No way to interactively assemble and test individual definitions?
Macro syntax that's typically messy and full of special cases?

I wrote a 6502 cross-assembler where I reworked all the mnemonics and used postfix for everything. I don't have the exact syntax handy, but I could write code that looked more or less like this:

: clear-hw-regs 0 lai SCREENBASE sam TIMEOUT sam ;

I can see how someone would initially think this ugly, but it's a simple scheme and was much more pleasant to work with than traditional assemblers. I didn't need labels for loops. Plus I could add new operators in a couple of minutes. The object code for the whole assembler as a standalone package was less than 3K.

I agree that more human

I agree that more human friendly assembler is good, but the assembler shouldn't obscure the instruction used.

A middle ground is nice:
loadi r0, #1
copy r3, r6 (move register is a strange name)
load.8 r6, #0(r4)
load.16 r6, #0(r4)
load r6, #0(r4)
load.64 r6, #0(r4)

And to be even more readable replacing , by loadi r0 The advantage being that even a guy who doesn't know the assembly language of a CPU have no doubt in which direction the assignment occur in
copy r3

OK let'me try this

OK let'me try this again:
loadi r0 <- #1
copy r3 <- r6 (move register is a strange name)
load.8 r6 <- #0(r4)
load.16 r6 <- #0(r4)
load r6 <- #0(r4)
load.64 r6 <- #0(r4)

Mine

Analog Device's Sharc DSPs have, imho, a clearer assembly language.
Instead of silly MOV AX,BX or MOVE or MV or MR or LD or LOAD, you simply write :
R0=R1;
Indirect accesses are written as :
R8=DM(I4); ( DM=Data Memory, Harvard !)
As with most DSPs, several operations can occur simultaneously, for example :
R7=BSET R6 BY R0, DM(I0,M3)=R5, PM(I11,M15)=R4;
IF NOT SV F8=CLIP F2 BY F14, F7=PM(I12,M12);

Maybe the parser is a bit more complex but, does it matter ?

PL360, HLA

High Level Assembly for X86 and PL360 may be of interest to thoose searching for inspiration on how to make assembly language look different.

Other infix assemblers

See also CERN's PL-11 and PL-VAX, Cray's CAL, Jim Neil's Terse, Bell Labs' LIL and SMAL. IBM's HLASM and MIT's Midas both have extremely powerful macros.

Assembly with algebraic syntax

As someone who has spent much of his professional and personal life working with assembly languages, I feel that the typical opcode-operand syntax is a silly anachronism.

For example, one DSP I work with has such a bizarre instruction set, code written in the native syntax is essentially unreadable.
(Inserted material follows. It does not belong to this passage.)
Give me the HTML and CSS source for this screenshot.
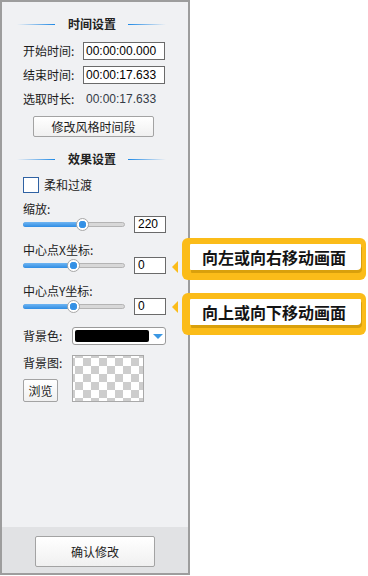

I designed an assembler that uses an algebraic syntax that almost looks like C:

  a = a/8 + sqrt(2)     ; multiply and add
  a = [myVariable] + 1  ; memory read and add
  a = [myArray + Ib]    ; indirect read using "Ib" register
  [myVariable] = a      ; memory write
  if (a < 0) {          ; conditionals
    a += 1/2
  }
  a = (b + 2)*(b - 2)   ; algebraic simplification to a = b^2 - 4

Each statement is a single instruction (usually) and you have complete low-level control of the code. You just don't have to deal with stupid three-character mnemonics. See bkasm.sf.net.